- **Task objective**
Quote the listing below in full and exactly as written, but omit every picture.

--------------------------------------------------

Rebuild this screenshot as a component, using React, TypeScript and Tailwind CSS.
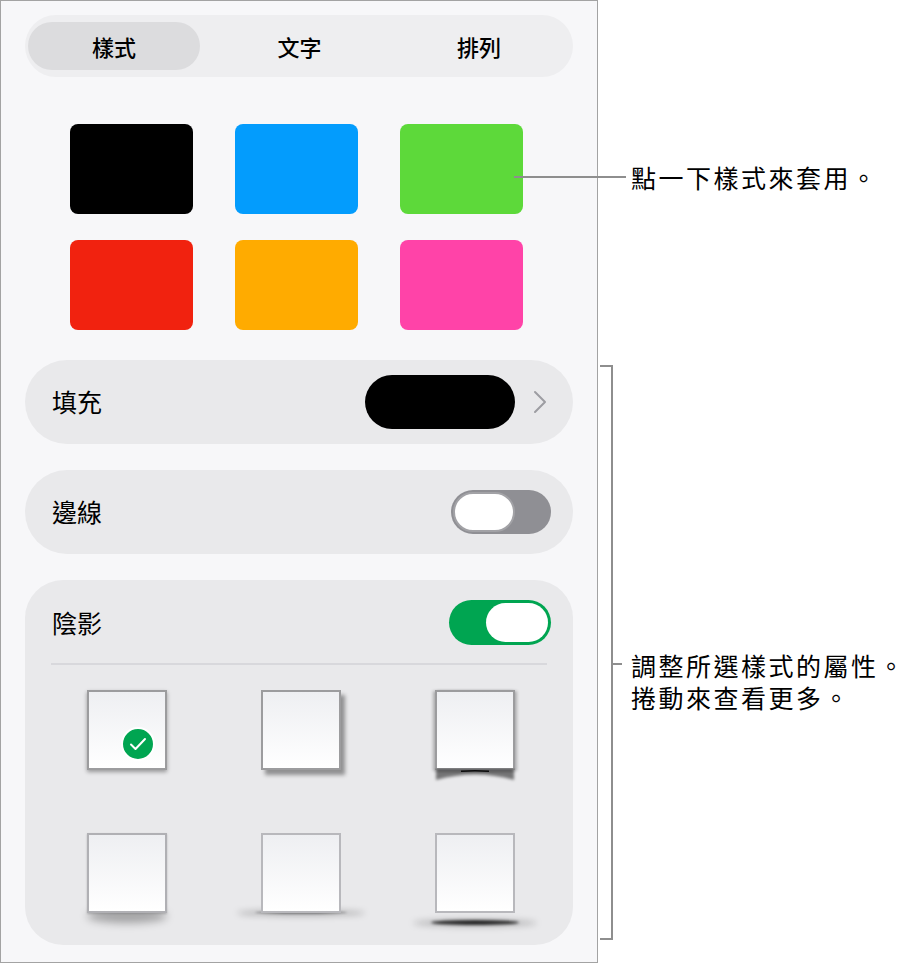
import React from "react";

const font = { fontFamily: '"Noto Sans CJK TC", "Noto Sans", sans-serif' };

function Toggle({ on }: { on: boolean }) {
  return on ? (
    <div className="w-[102px] h-[45px] rounded-full bg-[#00a551] flex items-center justify-end p-[3px]">
      <div className="w-[62px] h-[39px] rounded-full bg-white" />
    </div>
  ) : (
    <div className="w-[100px] h-[44px] rounded-full bg-[#8f8f94] flex items-center justify-start p-[2px]">
      <div className="w-[62px] h-[40px] rounded-full bg-white border-2 border-[#a2a2a6]" />
    </div>
  );
}

function Thumb({ kind }: { kind: number }) {
  const base =
    "relative w-[80px] h-[80px] bg-gradient-to-b from-[#eeeff2] to-white";
  if (kind === 1)
    return (
      <div className={`${base} border-2 border-[#9c9c9e] shadow-[0_2px_4px_rgba(0,0,0,0.35)]`}>
        <div className="absolute right-[10px] bottom-[7px] w-[34px] h-[34px] rounded-full bg-[#00a551] border-2 border-white flex items-center justify-center">
          <svg width="18" height="14" viewBox="0 0 18 14" fill="none">
            <path d="M2 7.5 L6.5 12 L16 2" stroke="white" strokeWidth="2" strokeLinecap="round" strokeLinejoin="round" />
          </svg>
        </div>
      </div>
    );
  if (kind === 2)
    return <div className={`${base} border-2 border-[#9c9c9e] shadow-[4px_5px_4px_rgba(0,0,0,0.38)]`} />;
  if (kind === 3)
    return (
      <div className="relative w-[80px] h-[80px]">
        <div className={`${base} h-full border-2 border-[#9c9c9e] shadow-[-2px_1px_3px_rgba(0,0,0,0.25),2px_1px_3px_rgba(0,0,0,0.25)]`} />
        <svg className="absolute left-[-4px] top-[78px]" width="88" height="18" viewBox="0 0 88 18">
          <defs>
            <filter id="curlblur" x="-20%" y="-50%" width="140%" height="200%">
              <feGaussianBlur stdDeviation="1.6" />
            </filter>
            <filter id="lineblur" x="-20%" y="-100%" width="140%" height="300%">
              <feGaussianBlur stdDeviation="0.6" />
            </filter>
          </defs>
          <path d="M5 1 L83 1 L83 12 Q44 1 5 12 Z" fill="rgba(0,0,0,0.5)" filter="url(#curlblur)" />
          <path d="M30 3.2 Q44 2.4 58 3.2" stroke="rgba(0,0,0,0.9)" strokeWidth="1.6" fill="none" filter="url(#lineblur)" />
        </svg>
      </div>
    );
  if (kind === 4)
    return (
      <div className="relative w-[80px] h-[80px]">
        <div className="absolute left-[0px] right-[0px] bottom-[-10px] h-[14px] rounded-[50%] bg-black/30 blur-[4px]" />
        <div className={`${base} h-full border-2 border-[#b0b0b4] shadow-[0_1px_2px_rgba(0,0,0,0.2)]`} />
      </div>
    );
  if (kind === 5)
    return (
      <div className="relative w-[80px] h-[80px]">
        <div className="absolute left-[-24px] right-[-24px] bottom-[-3px] h-[6px] rounded-[50%] bg-black/25 blur-[3px]" />
        <div className="absolute left-[-6px] right-[-6px] bottom-[-1px] h-[3px] rounded-[50%] bg-black/40 blur-[1px]" />
        <div className={`${base} h-full border-2 border-[#b8b8bc]`} />
      </div>
    );
  return (
    <div className="relative w-[80px] h-[80px]">
      <div className="absolute left-[-22px] right-[-22px] bottom-[-14px] h-[8px] rounded-[50%] bg-black/20 blur-[3px]" />
      <div className="absolute left-[-4px] right-[-4px] bottom-[-12px] h-[5px] rounded-[50%] bg-black/80 blur-[1.5px]" />
      <div className={`${base} h-full border-2 border-[#b8b8bc]`} />
    </div>
  );
}

export default function App() {
  const swatches = ["#000000", "#039cfd", "#5dd93a", "#f1220f", "#ffab00", "#ff43a8"];
  return (
    <div className="relative w-[920px] h-[963px] bg-white flex text-black" style={font}>
      {/* Panel */}
      <div className="w-[598px] h-[963px] border border-[#a3a3a3] bg-[#f7f7f9] flex flex-col px-[24px] pt-[14px]">
        {/* Tabs */}
        <div className="h-[62px] rounded-full bg-[#eeeef0] py-[7px] pl-[4px] pr-[4px] flex">
          <div className="w-[172px] ml-[-1px] rounded-full bg-[#dcdcde] flex items-center justify-center text-[22px] font-medium">
            樣式
          </div>
          <div className="flex-1 flex items-center justify-center text-[22px] font-medium pl-[10px]">文字</div>
          <div className="w-[180px] flex items-center justify-center text-[22px] font-medium">排列</div>
        </div>

        {/* Swatches */}
        <div className="mt-[47px] ml-[45px] grid grid-cols-[123px_123px_123px] gap-x-[42px] gap-y-[26px]">
          {swatches.map((c) => (
            <div key={c} className="h-[90px] rounded-[8px]" style={{ backgroundColor: c }} />
          ))}
        </div>

        {/* Fill */}
        <div className="mt-[30px] h-[84px] rounded-full bg-[#e9e9eb] flex items-center pl-[27px] pr-[26px]">
          <span className="text-[25px] flex-1">填充</span>
          <div className="w-[150px] h-[54px] rounded-full bg-black" />
          <svg className="ml-[18px]" width="14" height="24" viewBox="0 0 14 24" fill="none">
            <path d="M2 2 L12 12 L2 22" stroke="#9d9da2" strokeWidth="2" strokeLinecap="round" strokeLinejoin="round" />
          </svg>
        </div>

        {/* Border */}
        <div className="mt-[26px] h-[84px] rounded-full bg-[#e9e9eb] flex items-center pl-[27px] pr-[22px]">
          <span className="text-[25px] flex-1">邊線</span>
          <Toggle on={false} />
        </div>

        {/* Shadow */}
        <div className="mt-[26px] h-[365px] rounded-[38px] bg-[#e9e9eb] flex flex-col pt-[20px]">
          <div className="flex items-center pl-[27px] pr-[22px]">
            <span className="text-[25px] flex-1">陰影</span>
            <Toggle on={true} />
          </div>
          <div className="mt-[18px] mx-[26px] h-[2px] bg-[#d8d8dc]" />
          <div className="mt-[25px] pl-[62px] grid grid-cols-[80px_80px_80px] gap-x-[94px] gap-y-[63px]">
            {[1, 2, 3, 4, 5, 6].map((k) => (
              <Thumb key={k} kind={k} />
            ))}
          </div>
        </div>
      </div>

      {/* Callouts */}
      <div className="flex-1 flex flex-col pl-[33px] text-[25px] leading-[32px] tracking-[2.5px] text-black">
        <div className="mt-[161px] h-[32px]">點一下樣式來套用。</div>
        <div className="mt-[456px] h-[32px]">調整所選樣式的屬性。</div>
        <div className="h-[32px]">捲動來查看更多。</div>
      </div>

      {/* Leader lines (overlay) */}
      <div className="absolute left-[514px] top-[176px] w-[112px] h-[2px] bg-[#8e8e8e]" />
      <div className="absolute left-[600px] top-[365px] w-[13px] h-[575px] border-t-2 border-b-2 border-r-2 border-[#8e8e8e]" />
      <div className="absolute left-[612px] top-[663px] w-[10px] h-[2px] bg-[#8e8e8e]" />
    </div>
  );
}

--------------------------------------------------

- **Result of the exercise**
Rebuild this screenshot as a component, using React, TypeScript and Tailwind CSS.
import React from "react";

const font = { fontFamily: '"Noto Sans CJK TC", "Noto Sans", sans-serif' };

function Toggle({ on }: { on: boolean }) {
  return on ? (
    <div className="w-[102px] h-[45px] rounded-full bg-[#00a551] flex items-center justify-end p-[3px]">
      <div className="w-[62px] h-[39px] rounded-full bg-white" />
    </div>
  ) : (
    <div className="w-[100px] h-[44px] rounded-full bg-[#8f8f94] flex items-center justify-start p-[2px]">
      <div className="w-[62px] h-[40px] rounded-full bg-white border-2 border-[#a2a2a6]" />
    </div>
  );
}

function Thumb({ kind }: { kind: number }) {
  const base =
    "relative w-[80px] h-[80px] bg-gradient-to-b from-[#eeeff2] to-white";
  if (kind === 1)
    return (
      <div className={`${base} border-2 border-[#9c9c9e] shadow-[0_2px_4px_rgba(0,0,0,0.35)]`}>
        <div className="absolute right-[10px] bottom-[7px] w-[34px] h-[34px] rounded-full bg-[#00a551] border-2 border-white flex items-center justify-center">
          <svg width="18" height="14" viewBox="0 0 18 14" fill="none">
            <path d="M2 7.5 L6.5 12 L16 2" stroke="white" strokeWidth="2" strokeLinecap="round" strokeLinejoin="round" />
          </svg>
        </div>
      </div>
    );
  if (kind === 2)
    return <div className={`${base} border-2 border-[#9c9c9e] shadow-[4px_5px_4px_rgba(0,0,0,0.38)]`} />;
  if (kind === 3)
    return (
      <div className="relative w-[80px] h-[80px]">
        <div className={`${base} h-full border-2 border-[#9c9c9e] shadow-[-2px_1px_3px_rgba(0,0,0,0.25),2px_1px_3px_rgba(0,0,0,0.25)]`} />
        <svg className="absolute left-[-4px] top-[78px]" width="88" height="18" viewBox="0 0 88 18">
          <defs>
            <filter id="curlblur" x="-20%" y="-50%" width="140%" height="200%">
              <feGaussianBlur stdDeviation="1.6" />
            </filter>
            <filter id="lineblur" x="-20%" y="-100%" width="140%" height="300%">
              <feGaussianBlur stdDeviation="0.6" />
            </filter>
          </defs>
          <path d="M5 1 L83 1 L83 12 Q44 1 5 12 Z" fill="rgba(0,0,0,0.5)" filter="url(#curlblur)" />
          <path d="M30 3.2 Q44 2.4 58 3.2" stroke="rgba(0,0,0,0.9)" strokeWidth="1.6" fill="none" filter="url(#lineblur)" />
        </svg>
      </div>
    );
  if (kind === 4)
    return (
      <div className="relative w-[80px] h-[80px]">
        <div className="absolute left-[0px] right-[0px] bottom-[-10px] h-[14px] rounded-[50%] bg-black/30 blur-[4px]" />
        <div className={`${base} h-full border-2 border-[#b0b0b4] shadow-[0_1px_2px_rgba(0,0,0,0.2)]`} />
      </div>
    );
  if (kind === 5)
    return (
      <div className="relative w-[80px] h-[80px]">
        <div className="absolute left-[-24px] right-[-24px] bottom-[-3px] h-[6px] rounded-[50%] bg-black/25 blur-[3px]" />
        <div className="absolute left-[-6px] right-[-6px] bottom-[-1px] h-[3px] rounded-[50%] bg-black/40 blur-[1px]" />
        <div className={`${base} h-full border-2 border-[#b8b8bc]`} />
      </div>
    );
  return (
    <div className="relative w-[80px] h-[80px]">
      <div className="absolute left-[-22px] right-[-22px] bottom-[-14px] h-[8px] rounded-[50%] bg-black/20 blur-[3px]" />
      <div className="absolute left-[-4px] right-[-4px] bottom-[-12px] h-[5px] rounded-[50%] bg-black/80 blur-[1.5px]" />
      <div className={`${base} h-full border-2 border-[#b8b8bc]`} />
    </div>
  );
}

export default function App() {
  const swatches = ["#000000", "#039cfd", "#5dd93a", "#f1220f", "#ffab00", "#ff43a8"];
  return (
    <div className="relative w-[920px] h-[963px] bg-white flex text-black" style={font}>
      {/* Panel */}
      <div className="w-[598px] h-[963px] border border-[#a3a3a3] bg-[#f7f7f9] flex flex-col px-[24px] pt-[14px]">
        {/* Tabs */}
        <div className="h-[62px] rounded-full bg-[#eeeef0] py-[7px] pl-[4px] pr-[4px] flex">
          <div className="w-[172px] ml-[-1px] rounded-full bg-[#dcdcde] flex items-center justify-center text-[22px] font-medium">
            樣式
          </div>
          <div className="flex-1 flex items-center justify-center text-[22px] font-medium pl-[10px]">文字</div>
          <div className="w-[180px] flex items-center justify-center text-[22px] font-medium">排列</div>
        </div>

        {/* Swatches */}
        <div className="mt-[47px] ml-[45px] grid grid-cols-[123px_123px_123px] gap-x-[42px] gap-y-[26px]">
          {swatches.map((c) => (
            <div key={c} className="h-[90px] rounded-[8px]" style={{ backgroundColor: c }} />
          ))}
        </div>

        {/* Fill */}
        <div className="mt-[30px] h-[84px] rounded-full bg-[#e9e9eb] flex items-center pl-[27px] pr-[26px]">
          <span className="text-[25px] flex-1">填充</span>
          <div className="w-[150px] h-[54px] rounded-full bg-black" />
          <svg className="ml-[18px]" width="14" height="24" viewBox="0 0 14 24" fill="none">
            <path d="M2 2 L12 12 L2 22" stroke="#9d9da2" strokeWidth="2" strokeLinecap="round" strokeLinejoin="round" />
          </svg>
        </div>

        {/* Border */}
        <div className="mt-[26px] h-[84px] rounded-full bg-[#e9e9eb] flex items-center pl-[27px] pr-[22px]">
          <span className="text-[25px] flex-1">邊線</span>
          <Toggle on={false} />
        </div>

        {/* Shadow */}
        <div className="mt-[26px] h-[365px] rounded-[38px] bg-[#e9e9eb] flex flex-col pt-[20px]">
          <div className="flex items-center pl-[27px] pr-[22px]">
            <span className="text-[25px] flex-1">陰影</span>
            <Toggle on={true} />
          </div>
          <div className="mt-[18px] mx-[26px] h-[2px] bg-[#d8d8dc]" />
          <div className="mt-[25px] pl-[62px] grid grid-cols-[80px_80px_80px] gap-x-[94px] gap-y-[63px]">
            {[1, 2, 3, 4, 5, 6].map((k) => (
              <Thumb key={k} kind={k} />
            ))}
          </div>
        </div>
      </div>

      {/* Callouts */}
      <div className="flex-1 flex flex-col pl-[33px] text-[25px] leading-[32px] tracking-[2.5px] text-black">
        <div className="mt-[161px] h-[32px]">點一下樣式來套用。</div>
        <div className="mt-[456px] h-[32px]">調整所選樣式的屬性。</div>
        <div className="h-[32px]">捲動來查看更多。</div>
      </div>

      {/* Leader lines (overlay) */}
      <div className="absolute left-[514px] top-[176px] w-[112px] h-[2px] bg-[#8e8e8e]" />
      <div className="absolute left-[600px] top-[365px] w-[13px] h-[575px] border-t-2 border-b-2 border-r-2 border-[#8e8e8e]" />
      <div className="absolute left-[612px] top-[663px] w-[10px] h-[2px] bg-[#8e8e8e]" />
    </div>
  );
}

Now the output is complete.